The answer seems self-evidently to be an emphatic “yes”. I say “self-evidently” because the same set of questions, only slightly altered, could be posed to one’s self, and the answer for virtually everyone will be the same “yes”. There are a countless number of ways I can spend my leisure time, none of which are going to have much impact on how I influence the social statistics on income or heart disease rates or how my data point figures into a certain population’s average IQ or personality trait profile. Yet how I spend that leisure time is not meaningless from my own subjective perspective. To the contrary, it is the essence of my existentialism.
We live our lives quite subjectively, even those of us who make a concerted effort to look at the world around us as objectively as we are able to.

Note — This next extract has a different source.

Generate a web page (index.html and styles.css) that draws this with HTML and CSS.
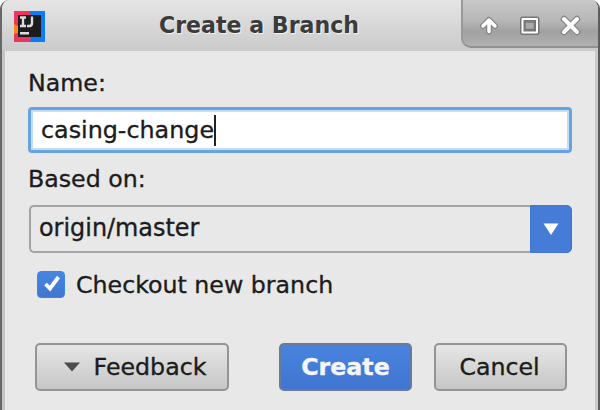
FILE: index.html
```html
<!DOCTYPE html>
<html lang="en">
<head>
<meta charset="utf-8">
<title>Create a Branch</title>
<link rel="stylesheet" href="styles.css">
</head>
<body>
<div class="window">
  <header class="titlebar">
    <svg class="logo" width="32" height="32" viewBox="0 0 32 32">
      <path fill="#087cfa" d="M1 1h31v31H1z"/>
      <path fill="#f5325f" d="M1 1h15l5 10L17 32H1z"/>
      <path fill="#f98a22" d="M1 14l5 3v8l-5-1z"/>
      <path fill="#e8365f" d="M1 24l7-2 8 6-2 4H1z"/>
      <path fill="#1c1c1c" d="M5 5h23v22H5z"/>
      <path fill="none" stroke="#ddd" stroke-width="2.400" d="M7 7.500h6M10 8v8M7 16h6M19 6.500v6.500q0 3-2.500 3H14"/>
      <path fill="#ddd" d="M7 22h9v2.500H7z"/>
    </svg>
    <h1 class="title">Create a Branch</h1>
    <div class="controls">
      <svg width="138" height="50" viewBox="0 0 138 50">
        <g fill="none" stroke-linejoin="round">
          <path stroke="#858585" stroke-width="6" stroke-linecap="round" d="M28 31.500V20M22 26l6-6 6 6"/>
          <path stroke="#fff" stroke-width="3.500" stroke-linecap="round" d="M28 31.500V20M22 26l6-6 6 6"/>
          <path stroke="#777" stroke-width="5" d="M61.500 19h14.500v13.500H61.500z"/>
          <path stroke="#fff" stroke-width="2" d="M61.500 19h14.500v13.500H61.500z"/>
          <path fill="#aaa" stroke="#777" stroke-width="1.500" d="M64 22h9.500v7.500h-9.500z"/>
          <path stroke="#858585" stroke-width="6.500" stroke-linecap="round" d="M103 19l13 13M116 19l-13 13"/>
          <path stroke="#fff" stroke-width="4" stroke-linecap="round" d="M103 19l13 13M116 19l-13 13"/>
        </g>
      </svg>
    </div>
  </header>
  <main class="content">
    <label class="label">Name:</label>
    <div class="field"><span class="text">casing-change</span><span class="caret"></span></div>
    <label class="label based">Based on:</label>
    <div class="combo">
      <span class="value">origin/master</span>
      <span class="drop"><svg width="16" height="12" viewBox="0 0 16 12"><path fill="#fff" d="M.5.5h15L8 12z"/></svg></span>
    </div>
    <div class="check">
      <span class="box"><svg width="26" height="26" viewBox="0 0 26 26"><path fill="none" stroke="#fff" stroke-width="3.800" d="M7.500 12l4.500 4.500L20.500 5"/></svg></span>
      <span class="caption">Checkout new branch</span>
    </div>
    <footer class="actions">
      <div class="button feedback"><svg width="16" height="10" viewBox="0 0 16 10"><path fill="#4d4d4d" d="M0 .5h16L8 9.500z"/></svg><span>Feedback</span></div>
      <div class="button primary">Create</div>
      <div class="button cancel">Cancel</div>
    </footer>
  </main>
</div>
</body>
</html>
```

FILE: styles.css
```css
* { box-sizing: border-box; }
body {
  margin: 0;
  background: #fff;
  font: 23.7px/28px "DejaVu Sans", sans-serif;
  color: #1c1c1c;
}
.window {
  height: 410px;
  overflow: hidden;
  border-left: 2px solid #686868;
  border-right: 2px solid #5c5c5c;
  border-radius: 9px 9px 0 0;
  background: #e8e8e8;
  box-shadow: inset 3px 0 #c4c4c4, inset -3px 0 #cacaca;
}
.titlebar {
  display: flex;
  height: 51px;
  padding-left: 11px;
  background: linear-gradient(#e5e5e5, #cacaca);
}
.logo { margin-top: 10px; }
.title {
  flex: 1;
  margin: 11px 0 0;
  padding-left: 114px;
  font-size: 22.1px;
  line-height: 28px;
  white-space: nowrap;
  color: #3b3b3b;
  text-shadow: 1px 1px 1px #f5f5f5;
}
.controls {
  width: 137px;
  height: 48px;
  overflow: hidden;
  border-left: 2px solid #999;
  border-bottom: 2px solid #919191;
  border-radius: 0 0 0 10px;
  background: linear-gradient(#c8c8c8, #b7b7b7 45%, #a1a1a1 68%, #b0b0b0);
}
.controls svg { display: block; margin-left: -2px; }
.content {
  padding: 18px 26px 0;
  -webkit-text-stroke: 0.35px currentColor;
}
.label { display: block; height: 38px; }
.field {
  display: flex;
  align-items: center;
  width: 544px;
  height: 46px;
  padding: 0 10px;
  border: 3px solid #67a3e1;
  border-radius: 4px;
  background: #fff;
  box-shadow: inset 0 0 0 2px #c3ddf5;
  font-size: 23.8px;
}
.caret { width: 2px; height: 31px; background: #222; }
.based { height: 40px; margin-top: 12px; }
.combo {
  display: flex;
  width: 543px;
  height: 48px;
  margin-left: 1px;
}
.value {
  flex: 1;
  padding: 7px 0 0 8px;
  border: 2px solid #a4a4a4;
  border-right: 0;
  border-radius: 5px 0 0 5px;
  font-size: 23.9px;
}
.drop {
  display: flex;
  align-items: center;
  justify-content: center;
  width: 42px;
  border: 1px solid #3e76d2;
  border-radius: 0 5px 5px 0;
  background: #467cd7;
}
.check { display: flex; align-items: center; height: 28px; margin: 17px 0 0 9px; }
.caption { padding-top: 2px; }
.box {
  width: 28px;
  height: 27px;
  margin-right: 11px;
  border: 1px solid #3b87e6;
  border-radius: 4px;
  background: linear-gradient(#4686e0, #4176cf);
}
.box svg { display: block; }
.actions { display: flex; margin: 45px 0 0 7px; }
.button {
  display: flex;
  align-items: center;
  justify-content: center;
  width: 133px;
  height: 48px;
  padding-bottom: 1px;
  border: 2px solid #949494;
  border-radius: 5px;
  background: linear-gradient(#e6e6e6, #c6c6c6);
}
.feedback { width: 194px; gap: 14px; margin-right: 50px; padding-left: 6px; }
.primary {
  margin-right: 22px;
  border-color: #687b9d;
  background: linear-gradient(#4883df, #4076d0);
  color: #f5f5f5;
  font-weight: bold;
}
.cancel { padding-right: 2px; }
```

My response to a question like this dovetails well with my response to the question of free will because, if one takes a moment to dwell on them simultaneously, it becomes apparent that there is a lot of overlap. We may not believe that we have free will, but we all act as though we believe that we do. Subjectively we have it, even if objectively we do not. Existentially, it doesn’t matter much one way or the other, especially when it comes to the day-to-day activities that, collectively, constitute life as each one of us experiences it.
We may not think what we do to our children or to ourselves has much–if any–long-term impact on the way their or our lives turn out, but we all act as though our behaviors and decisions do. Paradoxically, knowing that the parental approaches game is one with pretty low-stakes allows a person to engage the parental role with enjoyment–memory-making and the like–as the goal, rather than anxiously agonizing over every deceptively malleable moment of it.
The die is cast. Cross the Rubicon without regret!